▶ **Written instruction**
Check the listing below for lines that hold "styles". How many are there? Please give only the number.

▶ **Data lines**
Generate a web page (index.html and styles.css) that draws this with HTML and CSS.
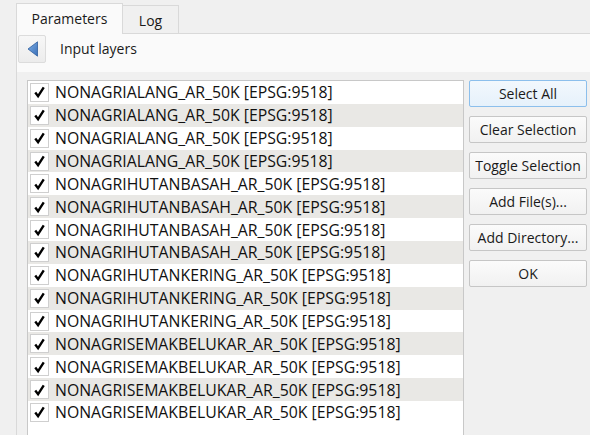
FILE: index.html
```html
<!DOCTYPE html>
<html>
<head>
<meta charset="utf-8">
<link rel="stylesheet" href="styles.css">
</head>
<body>
<div class="window">
  <div class="tabbar">
    <div class="tab tab-active">Parameters</div>
    <div class="tab tab-inactive">Log</div>
    <div class="tab-fill"></div>
  </div>
  <div class="pane">
    <div class="header">
      <button class="back" type="button">
        <svg width="12" height="16" viewBox="0 0 12 16">
          <defs>
            <linearGradient id="bg" x1="0" y1="0" x2="1" y2="1">
              <stop offset="0" stop-color="#7fb0e6"/>
              <stop offset="1" stop-color="#3a6fb8"/>
            </linearGradient>
          </defs>
          <path d="M10.5 0.8 L10.5 15.2 L1 8 Z" fill="url(#bg)" stroke="#2f5e9e" stroke-width="0.8" stroke-linejoin="round"/>
        </svg>
      </button>
      <span class="header-title">Input layers</span>
    </div>
    <div class="main">
      <div class="list">
        <div class="row"><span class="check"><svg viewBox="0 0 18 18" width="18" height="18"><path d="M4.5 9.5 L7.5 13.5 L13.5 4" fill="none" stroke="#000" stroke-width="2.5"/></svg></span><span class="label">NONAGRIALANG_AR_50K [EPSG:9518]</span></div>
        <div class="row"><span class="check"><svg viewBox="0 0 18 18" width="18" height="18"><path d="M4.5 9.5 L7.5 13.5 L13.5 4" fill="none" stroke="#000" stroke-width="2.5"/></svg></span><span class="label">NONAGRIALANG_AR_50K [EPSG:9518]</span></div>
        <div class="row"><span class="check"><svg viewBox="0 0 18 18" width="18" height="18"><path d="M4.5 9.5 L7.5 13.5 L13.5 4" fill="none" stroke="#000" stroke-width="2.5"/></svg></span><span class="label">NONAGRIALANG_AR_50K [EPSG:9518]</span></div>
        <div class="row"><span class="check"><svg viewBox="0 0 18 18" width="18" height="18"><path d="M4.5 9.5 L7.5 13.5 L13.5 4" fill="none" stroke="#000" stroke-width="2.5"/></svg></span><span class="label">NONAGRIALANG_AR_50K [EPSG:9518]</span></div>
        <div class="row"><span class="check"><svg viewBox="0 0 18 18" width="18" height="18"><path d="M4.5 9.5 L7.5 13.5 L13.5 4" fill="none" stroke="#000" stroke-width="2.5"/></svg></span><span class="label">NONAGRIHUTANBASAH_AR_50K [EPSG:9518]</span></div>
        <div class="row"><span class="check"><svg viewBox="0 0 18 18" width="18" height="18"><path d="M4.5 9.5 L7.5 13.5 L13.5 4" fill="none" stroke="#000" stroke-width="2.5"/></svg></span><span class="label">NONAGRIHUTANBASAH_AR_50K [EPSG:9518]</span></div>
        <div class="row"><span class="check"><svg viewBox="0 0 18 18" width="18" height="18"><path d="M4.5 9.5 L7.5 13.5 L13.5 4" fill="none" stroke="#000" stroke-width="2.5"/></svg></span><span class="label">NONAGRIHUTANBASAH_AR_50K [EPSG:9518]</span></div>
        <div class="row"><span class="check"><svg viewBox="0 0 18 18" width="18" height="18"><path d="M4.5 9.5 L7.5 13.5 L13.5 4" fill="none" stroke="#000" stroke-width="2.5"/></svg></span><span class="label">NONAGRIHUTANBASAH_AR_50K [EPSG:9518]</span></div>
        <div class="row"><span class="check"><svg viewBox="0 0 18 18" width="18" height="18"><path d="M4.5 9.5 L7.5 13.5 L13.5 4" fill="none" stroke="#000" stroke-width="2.5"/></svg></span><span class="label">NONAGRIHUTANKERING_AR_50K [EPSG:9518]</span></div>
        <div class="row"><span class="check"><svg viewBox="0 0 18 18" width="18" height="18"><path d="M4.5 9.5 L7.5 13.5 L13.5 4" fill="none" stroke="#000" stroke-width="2.5"/></svg></span><span class="label">NONAGRIHUTANKERING_AR_50K [EPSG:9518]</span></div>
        <div class="row"><span class="check"><svg viewBox="0 0 18 18" width="18" height="18"><path d="M4.5 9.5 L7.5 13.5 L13.5 4" fill="none" stroke="#000" stroke-width="2.5"/></svg></span><span class="label">NONAGRIHUTANKERING_AR_50K [EPSG:9518]</span></div>
        <div class="row"><span class="check"><svg viewBox="0 0 18 18" width="18" height="18"><path d="M4.5 9.5 L7.5 13.5 L13.5 4" fill="none" stroke="#000" stroke-width="2.5"/></svg></span><span class="label">NONAGRISEMAKBELUKAR_AR_50K [EPSG:9518]</span></div>
        <div class="row"><span class="check"><svg viewBox="0 0 18 18" width="18" height="18"><path d="M4.5 9.5 L7.5 13.5 L13.5 4" fill="none" stroke="#000" stroke-width="2.5"/></svg></span><span class="label">NONAGRISEMAKBELUKAR_AR_50K [EPSG:9518]</span></div>
        <div class="row"><span class="check"><svg viewBox="0 0 18 18" width="18" height="18"><path d="M4.5 9.5 L7.5 13.5 L13.5 4" fill="none" stroke="#000" stroke-width="2.5"/></svg></span><span class="label">NONAGRISEMAKBELUKAR_AR_50K [EPSG:9518]</span></div>
        <div class="row"><span class="check"><svg viewBox="0 0 18 18" width="18" height="18"><path d="M4.5 9.5 L7.5 13.5 L13.5 4" fill="none" stroke="#000" stroke-width="2.5"/></svg></span><span class="label">NONAGRISEMAKBELUKAR_AR_50K [EPSG:9518]</span></div>
      </div>
      <div class="buttons">
        <button class="btn btn-default" type="button">Select All</button>
        <button class="btn" type="button">Clear Selection</button>
        <button class="btn" type="button">Toggle Selection</button>
        <button class="btn" type="button">Add File(s)...</button>
        <button class="btn" type="button">Add Directory...</button>
        <button class="btn" type="button">OK</button>
      </div>
    </div>
  </div>
</div>
</body>
</html>
```
FILE: styles.css
```css
html, body {
  margin: 0;
  padding: 0;
  background: #f0f0f0;
  height: 435px;
  overflow: hidden;
  font-family: "Open Sans", "Noto Sans", sans-serif;
  font-size: 14px;
  color: #1a1a1a;
}

.window {
  padding-left: 16px;
  height: 435px;
  box-sizing: border-box;
  overflow: hidden;
}

.tabbar {
  display: flex;
  align-items: flex-end;
  height: 34px;
}

.tab {
  box-sizing: border-box;
  display: flex;
  align-items: center;
  justify-content: center;
  border: 1px solid #d9d9d9;
}

.tab-active {
  width: 107px;
  height: 31px;
  background: #fafafa;
  border-bottom: none;
  padding-bottom: 1px;
}

.tab-inactive {
  width: 56px;
  height: 29px;
  background: #f0f0f0;
  border-left: none;
  padding-top: 1px;
}

.tab-fill {
  flex: 1;
  height: 1px;
  background: #d9d9d9;
}

.pane {
  border-left: 1px solid #d9d9d9;
  height: 401px;
  display: flex;
  flex-direction: column;
  overflow: hidden;
}

.header {
  flex-shrink: 0;
  height: 38px;
  background: #fafafa;
  display: flex;
  align-items: flex-start;
  padding-top: 1px;
  padding-left: 1px;
  box-sizing: border-box;
}

.back {
  box-sizing: border-box;
  width: 28px;
  height: 28px;
  border: 1px solid #dcdcdc;
  border-radius: 2px;
  background: linear-gradient(#f7f7f7, #ececec);
  padding: 0 0 0 1px;
  margin: 0;
  display: flex;
  align-items: center;
  justify-content: center;
}

.back svg {
  display: block;
}

.header-title {
  margin-left: 14px;
  line-height: 28px;
}

.main {
  flex: 1;
  min-height: 0;
  display: flex;
  align-items: flex-start;
  padding: 8px 0 0 10px;
  gap: 5px;
}

.list {
  box-sizing: border-box;
  width: 437px;
  height: 360px;
  background: #ffffff;
  border: 1px solid #c8c8c8;
  border-bottom: none;
}

.row {
  height: 22.86px;
  display: flex;
  align-items: center;
}

.row:nth-child(even) {
  background: #e9e8e5;
}

.check {
  box-sizing: border-box;
  width: 19px;
  height: 19px;
  margin-left: 2px;
  border: 1px solid #cfcfcf;
  background: #ffffff;
  display: flex;
  align-items: center;
  justify-content: center;
}

.check svg {
  display: block;
}

.label {
  margin-left: 6px;
  font-size: 15.8px;
  color: #111111;
  white-space: nowrap;
}

.buttons {
  width: 118px;
  display: flex;
  flex-direction: column;
  gap: 9px;
}

.btn {
  box-sizing: border-box;
  height: 27px;
  width: 100%;
  border: 1px solid #c6c6c6;
  border-radius: 2px;
  background: linear-gradient(#fbfbfb, #f1f1f1);
  font-family: "Open Sans", "Noto Sans", sans-serif;
  font-size: 14px;
  color: #1a1a1a;
  padding: 0;
  margin: 0;
}

.btn-default {
  border-color: #8cbfec;
  background: linear-gradient(#f2f8fd, #e6f1fb);
}
```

▶ **Exercise output**
3